A white woman with long brown hair and a blue scarf sitting in front of a window and smiling

Aly Amidei

Assistant Professor of Design

School of Education | Department of Theatre and Drama

Hometown: Streamwood, IL

Aly Amidei is a costume designer and playwright focusing on new works and re-envisioned classics. Recently, her research has been on improving access and inclusion in costume design practices and theatre pedagogy for people with disabilities. As a playwright, she has written stage adaptations for theatre for young audiences as well as horror plays, audio dramas, and immersive theatre. A future area of research for her is on immersive theatre and the growing complexity of costume design for video games.


Strategies for Successful Access and Inclusion for Arts Managers

This talk examines the challenges and benefits of integrating accessibility and offers the perspective of arts practitioners with disabilities. Through an analysis of accessibility implementation and a study of the artistic, technical, organizational, and attitudinal issues that arise within the process, arts managers can address issues of social justice by adopting strategies for real inclusion and access in their projects.

Uptight Alien Queens Wear Wet Leather: Fetish Costuming and Gender Roles in Sci-Fi Film and Television

Fetish clothing, like tight fitting wet-leather or latex garments, have been a staple in futuristic costuming from its infancy. The way this subversive costume has become readily associated with the genre provides a fascinating exploration for the way in which science fiction deals with gender and sexuality. Using examples from Devil Girl from Mars, Voyager, Farscape, The Matrix, and The Fifth Element, this paper will examine the use of fetish inspired “dominatrix” clothing in science fiction media and the evolution of gender roles within these worlds.
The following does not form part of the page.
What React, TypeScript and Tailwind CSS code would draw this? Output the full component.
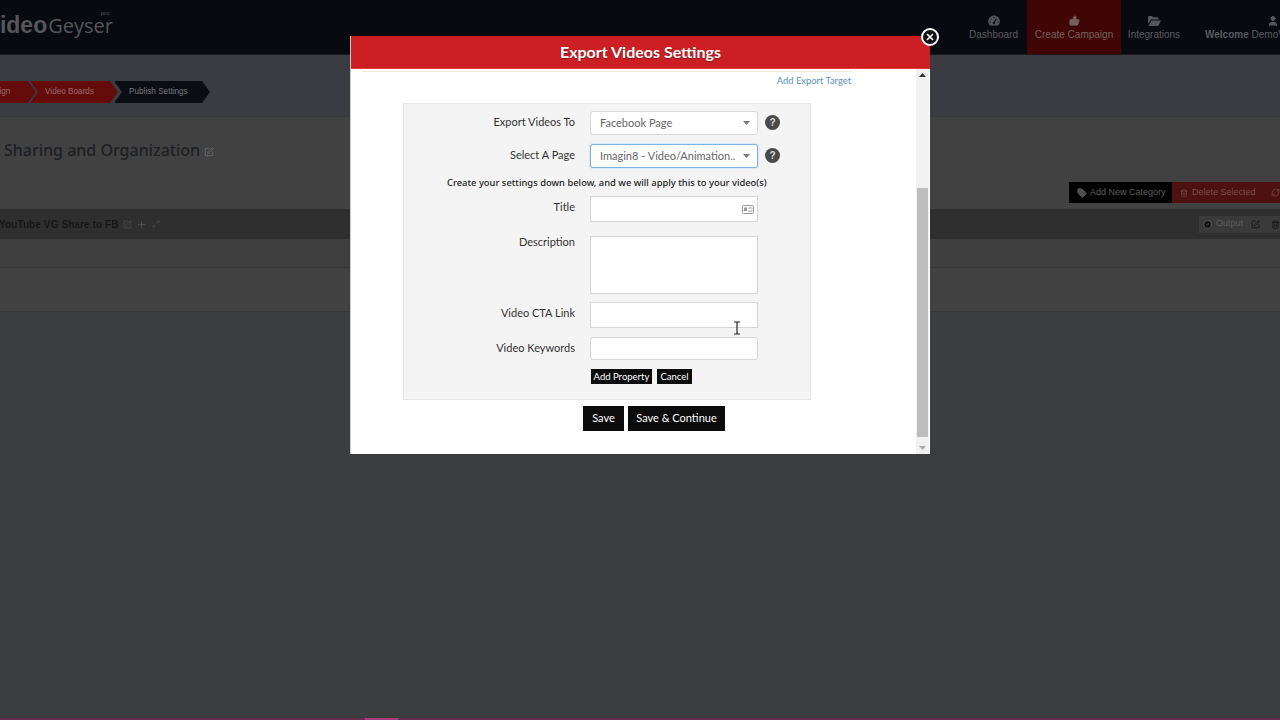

Ruffs Re-Invented: Construction and Deconstruction of the Elizabethan Ruff

Ruffs have had a long and varied history adorning the necks of Tudor nobles, the gowns of Regency ladies, the edgy garments of the modern runway, and the handcrafted imaginative clothing of cosplayers. This highly impractical accessory has continued to reappear as neck adornment since the 16th century. This talk explores the history of the ruff as a fashion accessory, the best methods for creating historical reproductions of the ruff, and deconstructing/reinventing the ruff using non-traditional materials and modern techniques with an eye for the use in theatrical performance.